1986 – Part 5.4: April Wine – Walking Through Fire

It’s not even on Spotify. I guess when the hard core fans classed this album as the weakest album of the April Wine catalogue, the band took notice. Then again there was no band when this album was recorded. Read on.

Read on.

“Walking Through Fire” is album number 12. It is listed as being released in 1985 and in 1986. Remember those days when albums would have staggered releases based on geography.

As the Wikipedia page for the album states, it was essentially a contractual obligation to the band’s record label, to whom they still owed one album. And the label made sure that they would never recoup this album, getting songs from outside songwriters and booking expensive studio time.

By this time, the band had broken up, and the album features only Myles Goodwyn and Brian Greenway from April Wine’s “classic line-up” with some session musicians. For those wondering, Myles Goodwyn is on lead vocals and guitar, Brian Greenway is on guitar, Daniel Barbe is on the keys, Jean Pellerin is on bass and Marty Simon is on drums.

Rock Myself to Sleep

A lifeless opener and the first single released from the album, a tune written by two members of Katrina and the Waves in Kimberley Rew and Vince De la Cruz. It failed to make the charts.

Wanted Dead or Alive

This is a great Melodic AOR Rock. Press play to hear the Chorus.

Written by Jeff Cannata and Michael Soldan when they were in band Arc Angel together.

The song was actually released on their self-titled first and only album in 1983 on CBS Records. For those interested, a number of session musicians performed on the album, like, James Christian, Jeff Bova and Hugh McDonald. If you follow hard rock music, those names would be familiar to you. Of course, their brand of AOR Melodic Rock proved very popular in Europe but did nothing in the US as their brand of rock was dismissed by music writers as a Boston/Kansas clone.

Beg For Your Love

Clichéd song written by Canadian songwriter Eddie Schwartz.

You probably heard his song “Hit Me With Your Best Shot” getting a lot of air time courtesy of Pat Benatar recording it.

Half of the songs he recorded for his solo album, “No Refuge”, released in 1981 have been covered by other artists like “Hearts On Fire” by Honeymoon Suite on their self-titled 1984 debut and “All Our Tomorrows” by Joe Cocker on his “Unchain My Heart” album from 1987 to name a few.

Love Has Remembered Me

A ballad written by Myles Goodwyn. It was a minor hit and time has been kind to it.

Anejo

Written by Myles Goodwyn, it’s a skip for me.

Open Soul Surgery

Written by Jim Vallance, who has got a certain hard rock and roll sound and it’s the best track on the album.

You Don’t Have to Act That Way

Written by Myles Goodwyn, this track is a skip for me and I had an uneasy feeling that the rest of the album would follow this vibe.
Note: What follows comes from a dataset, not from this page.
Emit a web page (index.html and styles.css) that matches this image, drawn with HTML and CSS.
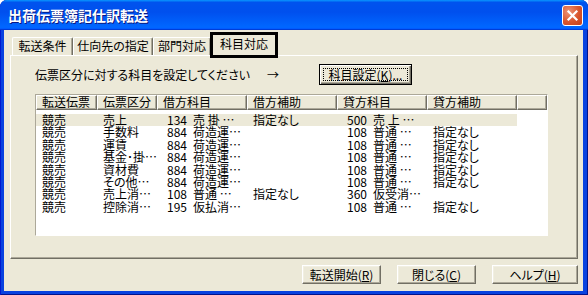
FILE: index.html
```html
<!DOCTYPE html>
<html lang="ja">
<head>
  <meta charset="UTF-8" />
  <title>出荷伝票簿記仕訳転送</title>
  <link rel="stylesheet" href="styles.css">
</head>
<body>
  <!-- Dialog window -->
  <div class="window">
    <div class="titlebar">
      <span class="title">出荷伝票簿記仕訳転送</span>
      <div class="close-btn">
        <svg width="13" height="13" viewBox="0 0 13 13">
          <path d="M2.5 2.5 L10.5 10.5 M10.5 2.5 L2.5 10.5" stroke="#fff" stroke-width="2.2" stroke-linecap="square" fill="none"/>
        </svg>
      </div>
    </div>

    <div class="client">
      <!-- Tabs -->
      <div class="tabs">
        <div class="tab tab-cond">転送条件</div>
        <div class="tab tab-dest">仕向先の指定</div>
        <div class="tab tab-dept">部門対応</div>
        <div class="tab tab-acct active">科目対応</div>
      </div>

      <div class="panel">
        <div class="prompt-row">
          <span class="prompt">伝票区分に対する科目を設定してください</span>
          <span class="arrow">→</span>
          <div class="btn btn-default"><span class="focus-ring">科目設定(<u>K</u>)...</span></div>
        </div>

        <!-- List view -->
        <div class="listview">
          <div class="lv-header">
            <div class="lv-col">転送伝票</div>
            <div class="lv-col">伝票区分</div>
            <div class="lv-col">借方科目</div>
            <div class="lv-col">借方補助</div>
            <div class="lv-col">貸方科目</div>
            <div class="lv-col">貸方補助</div>
            <div class="lv-col lv-filler"></div>
          </div>
          <div class="lv-body">
            <div class="lv-row selected">
              <span>競売</span><span>売上</span>
              <span class="num"><i class="code">134</i>売 掛 …</span><span>指定なし</span>
              <span class="num"><i class="code">500</i>売 上 …</span><span></span>
            </div>
            <div class="lv-row">
              <span>競売</span><span>手数料</span>
              <span class="num"><i class="code">884</i>荷造運…</span><span></span>
              <span class="num"><i class="code">108</i>普通 …</span><span>指定なし</span>
            </div>
            <div class="lv-row">
              <span>競売</span><span>運賃</span>
              <span class="num"><i class="code">884</i>荷造運…</span><span></span>
              <span class="num"><i class="code">108</i>普通 …</span><span>指定なし</span>
            </div>
            <div class="lv-row">
              <span>競売</span><span>基金･掛…</span>
              <span class="num"><i class="code">884</i>荷造運…</span><span></span>
              <span class="num"><i class="code">108</i>普通 …</span><span>指定なし</span>
            </div>
            <div class="lv-row">
              <span>競売</span><span>資材費</span>
              <span class="num"><i class="code">884</i>荷造運…</span><span></span>
              <span class="num"><i class="code">108</i>普通 …</span><span>指定なし</span>
            </div>
            <div class="lv-row">
              <span>競売</span><span>その他…</span>
              <span class="num"><i class="code">884</i>荷造運…</span><span></span>
              <span class="num"><i class="code">108</i>普通 …</span><span>指定なし</span>
            </div>
            <div class="lv-row">
              <span>競売</span><span>売上消…</span>
              <span class="num"><i class="code">108</i>普通 …</span><span>指定なし</span>
              <span class="num"><i class="code">360</i>仮受消…</span><span></span>
            </div>
            <div class="lv-row">
              <span>競売</span><span>控除消…</span>
              <span class="num"><i class="code">195</i>仮払消…</span><span></span>
              <span class="num"><i class="code">108</i>普通 …</span><span>指定なし</span>
            </div>
          </div>
        </div>
      </div>

      <!-- Dialog buttons -->
      <div class="actions">
        <div class="btn btn-start">転送開始(<u>R</u>)</div>
        <div class="btn btn-close">閉じる(<u>C</u>)</div>
        <div class="btn btn-help">ヘルプ(<u>H</u>)</div>
      </div>
    </div>
  </div>
</body>
</html>
```

FILE: styles.css
```css
/* General */
* {
  box-sizing: border-box;
}

body {
  margin: 0;
  font-family: "Noto Sans CJK JP", "Noto Sans", sans-serif;
  font-size: 12px;
  font-feature-settings: "palt";
  color: #000;
  background: #fff;
}

/* Window frame */
.window {
  width: 588px;
  height: 295px;
  display: flex;
  flex-direction: column;
  background: #0842e0;
  border-radius: 7px 7px 0 0;
  box-shadow: inset 1px 0 #0019cf, inset -1px 0 #00138c, inset 0 -1px #00138c;
  overflow: hidden;
}

.titlebar {
  height: 30px;
  flex: none;
  display: flex;
  align-items: center;
  justify-content: space-between;
  padding: 0 5px 0 8px;
  background: linear-gradient(180deg, #0997ff, #0053ee 8%, #0050ee 40%, #06f 88%, #06f 93%, #005bff 95%, #003dd7 96%, #003dd7);
}

.title {
  color: #fff;
  font-weight: bold;
  font-size: 14px;
  text-shadow: 1px 1px #0a1883;
}

.close-btn {
  width: 21px;
  height: 21px;
  border: 1px solid #fff;
  border-radius: 3px;
  background: radial-gradient(circle at 30% 30%, #ec9478, #d9552c 55%, #c5401b);
  display: flex;
  align-items: center;
  justify-content: center;
}

/* Client area */
.client {
  flex: 1;
  margin: 0 5px 4px 4px;
  padding: 3px 5px 7px 6px;
  background: #ece9d8;
  display: flex;
  flex-direction: column;
}

/* Tabs */
.tabs {
  display: flex;
  align-items: flex-end;
  height: 22px;
  padding-left: 2px;
  position: relative;
  z-index: 1;
}

.tab {
  height: 18px;
  line-height: 15px;
  text-align: center;
  white-space: nowrap;
  background: #ece9d8;
  border: 1px solid #fff;
  border-bottom: none;
  border-right-color: #716f64;
  border-radius: 2px 2px 0 0;
  box-shadow: inset -1px 0 #aca899;
}
.tab-cond { width: 61px; }
.tab-dest { width: 80px; }
.tab-dept { width: 58px; }
.tab-acct { width: 66px; }

.tab.active {
  height: 23px;
  line-height: 19px;
  margin-bottom: -1px;
  position: relative;
}

/* black marker drawn round the current tab */
.tab.active::after {
  content: "";
  position: absolute;
  top: -2px;
  left: -2px;
  right: -2px;
  bottom: -2px;
  border: 3px solid #000;
}

/* Tab page */
.panel {
  height: 204px;
  flex: none;
  padding: 8px 0 0 24px;
  border: 1px solid;
  border-color: #fff #716f64 #716f64 #fff;
  box-shadow: inset -1px -1px #aca899;
}

.prompt-row {
  display: flex;
  align-items: center;
  height: 21px;
}
.prompt {
  width: 232px;
  white-space: nowrap;
}
.arrow {
  width: 52px;
}

/* Buttons */
.btn {
  height: 19px;
  display: flex;
  align-items: center;
  justify-content: center;
  white-space: nowrap;
  background: #ece9d8;
  border: 1px solid;
  border-color: #fff #716f64 #716f64 #fff;
  box-shadow: inset -1px -1px #aca899, inset 1px 1px #f1efe2;
}
.btn u {
  text-underline-offset: 1px;
}

.btn-default {
  width: 93px;
  height: 21px;
  border: 1px solid #000;
  box-shadow: inset 1px 1px #fff, inset -1px -1px #716f64, inset -2px -2px #aca899;
}
.focus-ring {
  width: 85px;
  height: 13px;
  display: flex;
  align-items: center;
  justify-content: center;
  border: 1px dotted #000;
}

.actions {
  display: flex;
  justify-content: flex-end;
  gap: 16px;
  margin-top: 6px;
}
.btn-start { width: 79px; }
.btn-close { width: 79px; }
.btn-help { width: 86px; }

/* List view */
.listview {
  width: 513px;
  height: 142px;
  margin-top: 9px;
  background: #fff;
  border: 1px solid;
  border-color: #aca899 #fff #fff #aca899;
}

.lv-header {
  display: flex;
  height: 15px;
}
.lv-col {
  flex: none;
  padding-left: 5px;
  line-height: 12px;
  white-space: nowrap;
  background: #ece9d8;
  border: 1px solid;
  border-color: #fff #716f64 #716f64 #fff;
  box-shadow: inset -1px -1px #aca899;
}
.lv-col:nth-child(1) { width: 61px; }
.lv-col:nth-child(2) { width: 60px; }
.lv-col:nth-child(3),
.lv-col:nth-child(4),
.lv-col:nth-child(5),
.lv-col:nth-child(6) { width: 90px; }
.lv-filler { flex: 1; }

.lv-body {
  padding-top: 4px;
}
.lv-row {
  display: grid;
  grid-template-columns: 61px 60px 90px 90px 90px 90px;
  width: 481px;
  height: 12.4px;
  line-height: 12px;
  white-space: nowrap;
}
.lv-row.selected {
  background: #ece9d8;
}
.lv-row span {
  padding-left: 6px;
}
.lv-row span.num {
  padding-left: 10px;
}
.code {
  display: inline-block;
  width: 26px;
  font-style: normal;
}
```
But I was wrong.

Hold On

Written by Myles Goodwyn this song is a hit, however it wasn’t promoted at all. Press play to hear the AOR Chorus.

All It Will Ever Be

Written by Myles Goodwyn rocks hard in the verses while it goes all major key “Life Is A Highway” like in the Chorus. It’s an underrated cut in my book.

Wait Any More

Written by Myles Goodwyn it’s got this summertime major key vibe which I like.

I grew up in the 80’s and this album can compete with a lot of albums that came out during this time. It’s basically a few good songs surrounded by filler, like most of the albums.

If you are interested, start with “Open Soul Surgery”, then go to “Wanted Dead Or Alive” and finish off with “Hold On”.